Take the material below and retype it in full; pictures are left out.
══ Recorded information ══
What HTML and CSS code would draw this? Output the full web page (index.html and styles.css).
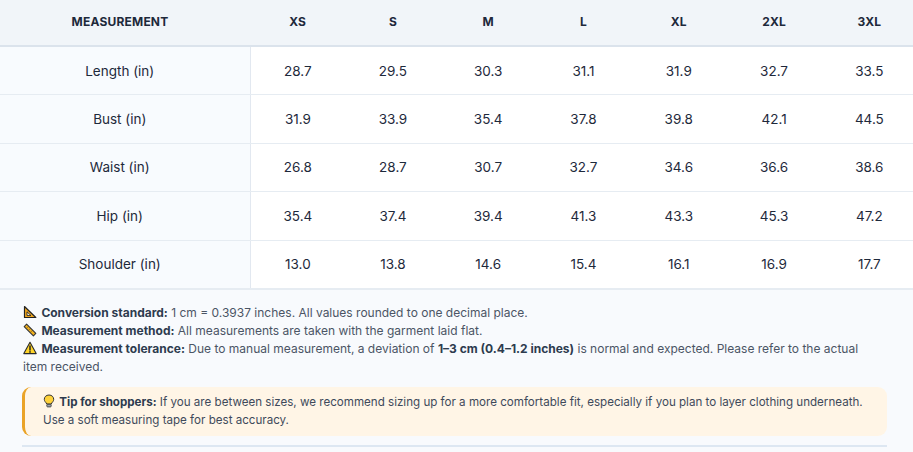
FILE: index.html
```html
<!DOCTYPE html>
<html lang="en">
<head>
<meta charset="utf-8">
<title>Size Chart</title>
<link rel="stylesheet" href="styles.css">
</head>
<body>
<div class="chart">
  <table class="sizes">
    <thead>
      <tr>
        <th class="label-col">MEASUREMENT</th>
        <th>XS</th><th>S</th><th>M</th><th>L</th><th>XL</th><th>2XL</th><th>3XL</th>
      </tr>
    </thead>
    <tbody>
      <tr><td class="label-col">Length (in)</td><td>28.7</td><td>29.5</td><td>30.3</td><td>31.1</td><td>31.9</td><td>32.7</td><td>33.5</td></tr>
      <tr><td class="label-col">Bust (in)</td><td>31.9</td><td>33.9</td><td>35.4</td><td>37.8</td><td>39.8</td><td>42.1</td><td>44.5</td></tr>
      <tr><td class="label-col">Waist (in)</td><td>26.8</td><td>28.7</td><td>30.7</td><td>32.7</td><td>34.6</td><td>36.6</td><td>38.6</td></tr>
      <tr><td class="label-col">Hip (in)</td><td>35.4</td><td>37.4</td><td>39.4</td><td>41.3</td><td>43.3</td><td>45.3</td><td>47.2</td></tr>
      <tr><td class="label-col">Shoulder (in)</td><td>13.0</td><td>13.8</td><td>14.6</td><td>15.4</td><td>16.1</td><td>16.9</td><td>17.7</td></tr>
    </tbody>
  </table>

  <div class="notes">
    <div class="note-list">
      <p class="note">
        <svg class="ico" viewBox="0 0 14 14" aria-hidden="true"><path d="M1.5 1.5 L12.8 12.5 L1.5 12.5 Z" fill="#f4a81c" stroke="#222" stroke-width="1.2" stroke-linejoin="round"/><path d="M4 6.8 L8 10.6 L4 10.6 Z" fill="#fff3d0" stroke="#222" stroke-width="0.9"/></svg>
        <b>Conversion standard:</b> 1 cm = 0.3937 inches. All values rounded to one decimal place.
      </p>
      <p class="note">
        <svg class="ico" viewBox="0 0 14 14" aria-hidden="true"><path d="M1.2 3.6 L3.6 1.2 L12.8 10.4 L10.4 12.8 Z" fill="#f4b21c" stroke="#333" stroke-width="1.1" stroke-linejoin="round"/><path d="M4.2 4.6 L5.2 3.6 M6.2 6.6 L7.2 5.6 M8.2 8.6 L9.2 7.6" stroke="#333" stroke-width="0.8"/></svg>
        <b>Measurement method:</b> All measurements are taken with the garment laid flat.
      </p>
      <p class="note">
        <svg class="ico" viewBox="0 0 14 14" aria-hidden="true"><path d="M7 1.3 L13.2 12.6 L0.8 12.6 Z" fill="#ffd428" stroke="#2a2a2a" stroke-width="1.1" stroke-linejoin="round"/><path d="M7 5 L7 9" stroke="#222" stroke-width="1.5" stroke-linecap="round"/><circle cx="7" cy="10.9" r="0.85" fill="#222"/></svg>
        <b>Measurement tolerance:</b> Due to manual measurement, a deviation of <b>1–3 cm (0.4–1.2 inches)</b> is normal and expected. Please refer to the actual item received.
      </p>
    </div>
    <div class="tip">
      <svg class="ico bulb" viewBox="0 0 12 14" aria-hidden="true"><path d="M6 1 C3.1 1 1.3 3 1.3 5.3 C1.3 7 2.4 8 3.3 9 L3.6 10 L8.4 10 L8.7 9 C9.6 8 10.7 7 10.7 5.3 C10.7 3 8.9 1 6 1 Z" fill="#ffd23a" stroke="#333" stroke-width="1"/><rect x="3.8" y="10.3" width="4.4" height="2.6" rx="0.8" fill="#9aa3ad" stroke="#333" stroke-width="0.8"/></svg>
      <b>Tip for shoppers:</b> If you are between sizes, we recommend sizing up for a more comfortable fit, especially if you plan to layer clothing underneath. Use a soft measuring tape for best accuracy.
    </div>
    <div class="rule"></div>
  </div>
</div>
</body>
</html>
```
FILE: styles.css
```css
* { box-sizing: border-box; }
html, body { margin: 0; padding: 0; background: #ffffff; overflow: hidden; }
body {
  font-family: Inter, "Noto Sans", "Liberation Sans", sans-serif;
  color: #1e293b;
}
.chart { width: 917px; }
.sizes {
  width: 100%;
  border-collapse: collapse;
  table-layout: fixed;
}
.sizes th {
  background: #f1f5f9;
  height: 46px;
  padding: 0 0 2px;
  font-size: 12px;
  font-weight: 700;
  letter-spacing: 0.2px;
  color: #1e293b;
  text-align: center;
  border-bottom: 2px solid #dbe3ec;
}
.sizes th.label-col { width: 250px; padding-right: 10px; }
.sizes td {
  height: 48.5px;
  padding: 0;
  font-size: 13.5px;
  text-align: center;
  color: #1e293b;
  border-bottom: 1px solid #e6ecf2;
}
.sizes td.label-col {
  background: #f8fbfe;
  border-right: 1px solid #e2e8f0;
  padding-right: 10px;
}
.notes {
  background: #f8fafd;
  border-top: 1px solid #e6ecf2;
  padding: 14px 30px 0 22px;
  height: 163px;
}
.note-list { padding-right: 12px; }
.note {
  margin: 0;
  font-size: 12px;
  line-height: 18px;
  color: #4b5565;
  padding-left: 1px;
}
.note b { color: #2d3b4e; font-weight: 700; }
.ico {
  width: 14px;
  height: 14px;
  vertical-align: -2px;
  margin-right: 1px;
}
.tip {
  margin-top: 11px;
  background: #fff5e6;
  border-left: 3px solid #eaa327;
  border-radius: 9px;
  padding: 7px 18px 7px 18px;
  font-size: 11.6px;
  line-height: 17.5px;
  color: #3e4a5b;
}
.tip b { color: #2d3b4e; }
.bulb { width: 12px; }
.rule {
  margin-top: 9px;
  height: 2px;
  background: #dde7f2;
}
```
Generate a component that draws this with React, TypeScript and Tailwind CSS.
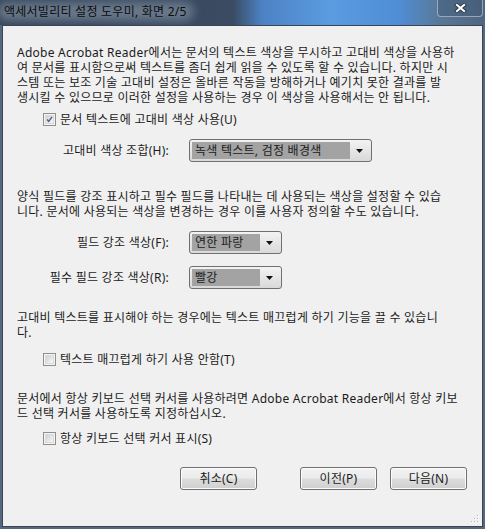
═══
• **Result of this exercise**
What HTML and CSS code would draw this? Output the full web page (index.html and styles.css).
FILE: index.html
```html
<!DOCTYPE html>
<html lang="en">
<head>
<meta charset="utf-8">
<title>Size Chart</title>
<link rel="stylesheet" href="styles.css">
</head>
<body>
<div class="chart">
  <table class="sizes">
    <thead>
      <tr>
        <th class="label-col">MEASUREMENT</th>
        <th>XS</th><th>S</th><th>M</th><th>L</th><th>XL</th><th>2XL</th><th>3XL</th>
      </tr>
    </thead>
    <tbody>
      <tr><td class="label-col">Length (in)</td><td>28.7</td><td>29.5</td><td>30.3</td><td>31.1</td><td>31.9</td><td>32.7</td><td>33.5</td></tr>
      <tr><td class="label-col">Bust (in)</td><td>31.9</td><td>33.9</td><td>35.4</td><td>37.8</td><td>39.8</td><td>42.1</td><td>44.5</td></tr>
      <tr><td class="label-col">Waist (in)</td><td>26.8</td><td>28.7</td><td>30.7</td><td>32.7</td><td>34.6</td><td>36.6</td><td>38.6</td></tr>
      <tr><td class="label-col">Hip (in)</td><td>35.4</td><td>37.4</td><td>39.4</td><td>41.3</td><td>43.3</td><td>45.3</td><td>47.2</td></tr>
      <tr><td class="label-col">Shoulder (in)</td><td>13.0</td><td>13.8</td><td>14.6</td><td>15.4</td><td>16.1</td><td>16.9</td><td>17.7</td></tr>
    </tbody>
  </table>

  <div class="notes">
    <div class="note-list">
      <p class="note">
        <svg class="ico" viewBox="0 0 14 14" aria-hidden="true"><path d="M1.5 1.5 L12.8 12.5 L1.5 12.5 Z" fill="#f4a81c" stroke="#222" stroke-width="1.2" stroke-linejoin="round"/><path d="M4 6.8 L8 10.6 L4 10.6 Z" fill="#fff3d0" stroke="#222" stroke-width="0.9"/></svg>
        <b>Conversion standard:</b> 1 cm = 0.3937 inches. All values rounded to one decimal place.
      </p>
      <p class="note">
        <svg class="ico" viewBox="0 0 14 14" aria-hidden="true"><path d="M1.2 3.6 L3.6 1.2 L12.8 10.4 L10.4 12.8 Z" fill="#f4b21c" stroke="#333" stroke-width="1.1" stroke-linejoin="round"/><path d="M4.2 4.6 L5.2 3.6 M6.2 6.6 L7.2 5.6 M8.2 8.6 L9.2 7.6" stroke="#333" stroke-width="0.8"/></svg>
        <b>Measurement method:</b> All measurements are taken with the garment laid flat.
      </p>
      <p class="note">
        <svg class="ico" viewBox="0 0 14 14" aria-hidden="true"><path d="M7 1.3 L13.2 12.6 L0.8 12.6 Z" fill="#ffd428" stroke="#2a2a2a" stroke-width="1.1" stroke-linejoin="round"/><path d="M7 5 L7 9" stroke="#222" stroke-width="1.5" stroke-linecap="round"/><circle cx="7" cy="10.9" r="0.85" fill="#222"/></svg>
        <b>Measurement tolerance:</b> Due to manual measurement, a deviation of <b>1–3 cm (0.4–1.2 inches)</b> is normal and expected. Please refer to the actual item received.
      </p>
    </div>
    <div class="tip">
      <svg class="ico bulb" viewBox="0 0 12 14" aria-hidden="true"><path d="M6 1 C3.1 1 1.3 3 1.3 5.3 C1.3 7 2.4 8 3.3 9 L3.6 10 L8.4 10 L8.7 9 C9.6 8 10.7 7 10.7 5.3 C10.7 3 8.9 1 6 1 Z" fill="#ffd23a" stroke="#333" stroke-width="1"/><rect x="3.8" y="10.3" width="4.4" height="2.6" rx="0.8" fill="#9aa3ad" stroke="#333" stroke-width="0.8"/></svg>
      <b>Tip for shoppers:</b> If you are between sizes, we recommend sizing up for a more comfortable fit, especially if you plan to layer clothing underneath. Use a soft measuring tape for best accuracy.
    </div>
    <div class="rule"></div>
  </div>
</div>
</body>
</html>
```
FILE: styles.css
```css
* { box-sizing: border-box; }
html, body { margin: 0; padding: 0; background: #ffffff; overflow: hidden; }
body {
  font-family: Inter, "Noto Sans", "Liberation Sans", sans-serif;
  color: #1e293b;
}
.chart { width: 917px; }
.sizes {
  width: 100%;
  border-collapse: collapse;
  table-layout: fixed;
}
.sizes th {
  background: #f1f5f9;
  height: 46px;
  padding: 0 0 2px;
  font-size: 12px;
  font-weight: 700;
  letter-spacing: 0.2px;
  color: #1e293b;
  text-align: center;
  border-bottom: 2px solid #dbe3ec;
}
.sizes th.label-col { width: 250px; padding-right: 10px; }
.sizes td {
  height: 48.5px;
  padding: 0;
  font-size: 13.5px;
  text-align: center;
  color: #1e293b;
  border-bottom: 1px solid #e6ecf2;
}
.sizes td.label-col {
  background: #f8fbfe;
  border-right: 1px solid #e2e8f0;
  padding-right: 10px;
}
.notes {
  background: #f8fafd;
  border-top: 1px solid #e6ecf2;
  padding: 14px 30px 0 22px;
  height: 163px;
}
.note-list { padding-right: 12px; }
.note {
  margin: 0;
  font-size: 12px;
  line-height: 18px;
  color: #4b5565;
  padding-left: 1px;
}
.note b { color: #2d3b4e; font-weight: 700; }
.ico {
  width: 14px;
  height: 14px;
  vertical-align: -2px;
  margin-right: 1px;
}
.tip {
  margin-top: 11px;
  background: #fff5e6;
  border-left: 3px solid #eaa327;
  border-radius: 9px;
  padding: 7px 18px 7px 18px;
  font-size: 11.6px;
  line-height: 17.5px;
  color: #3e4a5b;
}
.tip b { color: #2d3b4e; }
.bulb { width: 12px; }
.rule {
  margin-top: 9px;
  height: 2px;
  background: #dde7f2;
}
```
Generate a component that draws this with React, TypeScript and Tailwind CSS.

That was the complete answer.